Now we’re going to roll it up and to do so simply start rolling the dough onto itself on the long side and then pinch the edge into the dough to seal it. You should end up with a very long log.

Place the log onto a parchment lined baking sheet with the seam on the bottom. Note: if you don’t have parchment paper, lightly grease the pan. You’ll definitely need to place it in the pan diagonally (ends of the bread in the corners) for it to fit.

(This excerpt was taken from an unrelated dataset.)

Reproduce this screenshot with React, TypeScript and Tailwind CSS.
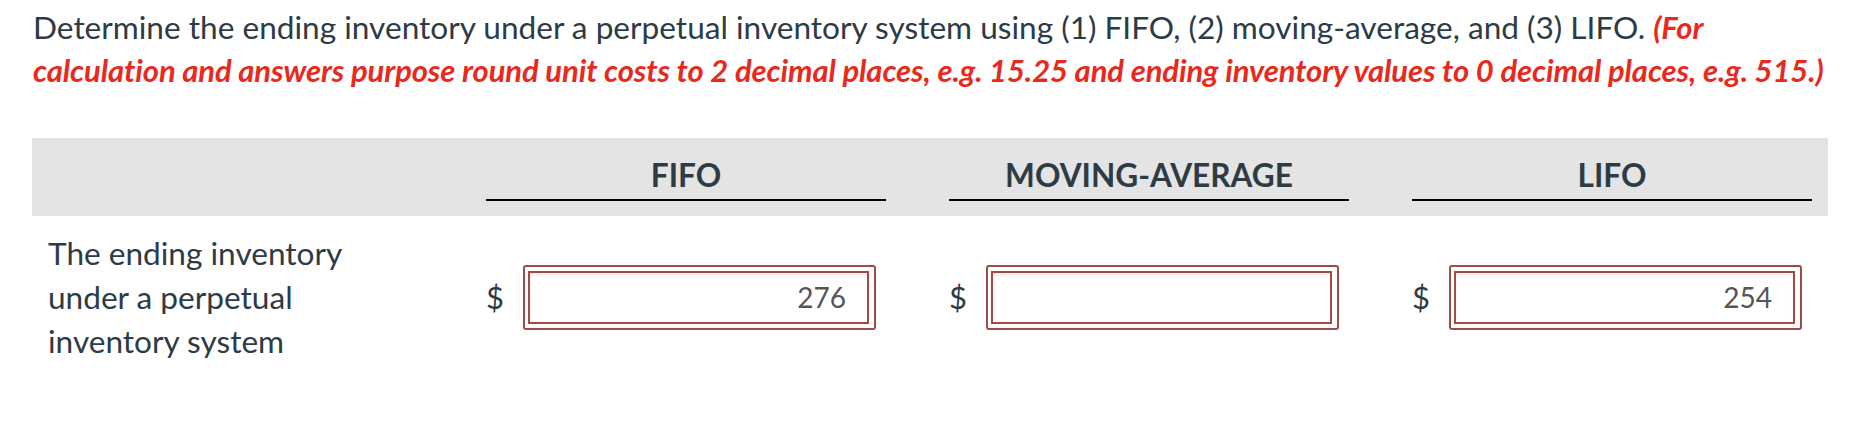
const columns = [
  { title: 'FIFO', value: '276' },
  { title: 'MOVING-AVERAGE', value: '' },
  { title: 'LIFO', value: '254' },
];

function AmountInput({ value }: { value: string }) {
  return (
    <div className="flex items-center">
      <span className="w-[16px] text-[31px] leading-none text-[#2d3b45]">$</span>
      <div className="ml-[21px] h-[65px] w-[353px] rounded-[3px] border-2 border-[#a04b47] py-[4px] pl-[3px] pr-[5px]">
        <div className="flex h-full items-center justify-end border-2 border-[#a04b47] bg-white pr-[21px] text-[28px] text-[#555555] shadow-[inset_0_3px_3px_rgba(0,0,0,0.06)]">
          {value}
        </div>
      </div>
    </div>
  );
}

export default function App() {
  return (
    <div className="min-h-[434px] bg-white font-['Lato','Liberation_Sans',sans-serif] text-[#2d3b45]">
      <p className="px-[33px] pt-[6px] text-[31.6px] leading-[43px]">
        Determine the ending inventory under a perpetual inventory system using (1) FIFO, (2) moving-average, and (3) LIFO.{' '}
        <span className="text-[31px] font-bold italic tracking-[-0.1px] text-[#e8291c]">
          (For calculation and answers purpose round unit costs to 2 decimal places, e.g. 15.25 and ending inventory values to 0 decimal places, e.g. 515.)
        </span>
      </p>

      <div className="mx-[32px] mt-[46px] w-[1796px]">
        <div className="grid h-[78px] grid-cols-[391px_400px_400px_400px] gap-x-[63px] bg-[#e4e4e4] pb-[15px]">
          <div />
          {columns.map((c) => (
            <div key={c.title} className="flex flex-col justify-end">
              <div className="border-b-2 border-black pb-[6px] text-center text-[31.6px] font-bold leading-[36px]">
                {c.title}
              </div>
            </div>
          ))}
        </div>

        <div className="grid grid-cols-[391px_400px_400px_400px] items-center gap-x-[63px] pt-[15px]">
          <div className="w-[330px] pl-[16px] text-[31.6px] leading-[44px]">
            The ending inventory under a perpetual inventory system
          </div>
          {columns.map((c) => (
            <AmountInput key={c.title} value={c.value} />
          ))}
        </div>
      </div>
    </div>
  );
}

Now, use a sharp knife (or kitchen shears) to make a cut into the top of the bread about 1 inch deep, starting and stopping about ½ inch from each end of the log.

Here is the fun part.

Basically we’re going to make a figure eight out of the dough. Keeping the cut you just made at the top of the bread simply form the dough into an S shape, then tuck each end under the center, pinching the dough together a little where it is tucked underneath to help it stay put while it rises.  

Cover the pan with a kitchen towel or loosely with plastic wrap and once again let the bread rise until it has doubled in size, another 45 to 60 minutes.

While the bread rises again:

Preheat the oven to 350°F with the rack in the center position.

When the bread has doubled in size remove the kitchen towel (or plastic wrap) and bake it for 35 to 40 minutes covering the bread with a piece of aluminum foil after 20 to 25 minutes so it doesn’t get overly browned.

When done, place the bread on a wire rack to cool (I will say however that I think it is best served warm).

Wrap leftovers tightly and store at room temperature for up to 2 days or freeze.


Plop this on the table with a big bowl of pasta and you’ll be so happy (you’ll also need to get to the gym to work off all those carbs when you’re done, but hey, that’s a small price to pay).  And, as I mentioned this is just the starting point, try adding different things into the bread and making your own creations.  And, I would be remiss if I didn’t tell you how this bread (toasted) makes a delicious scrambled egg sandwich.

Riley feels like any food at or below his eye level is fair game. He's would not let this bread out of his sight, for a minute.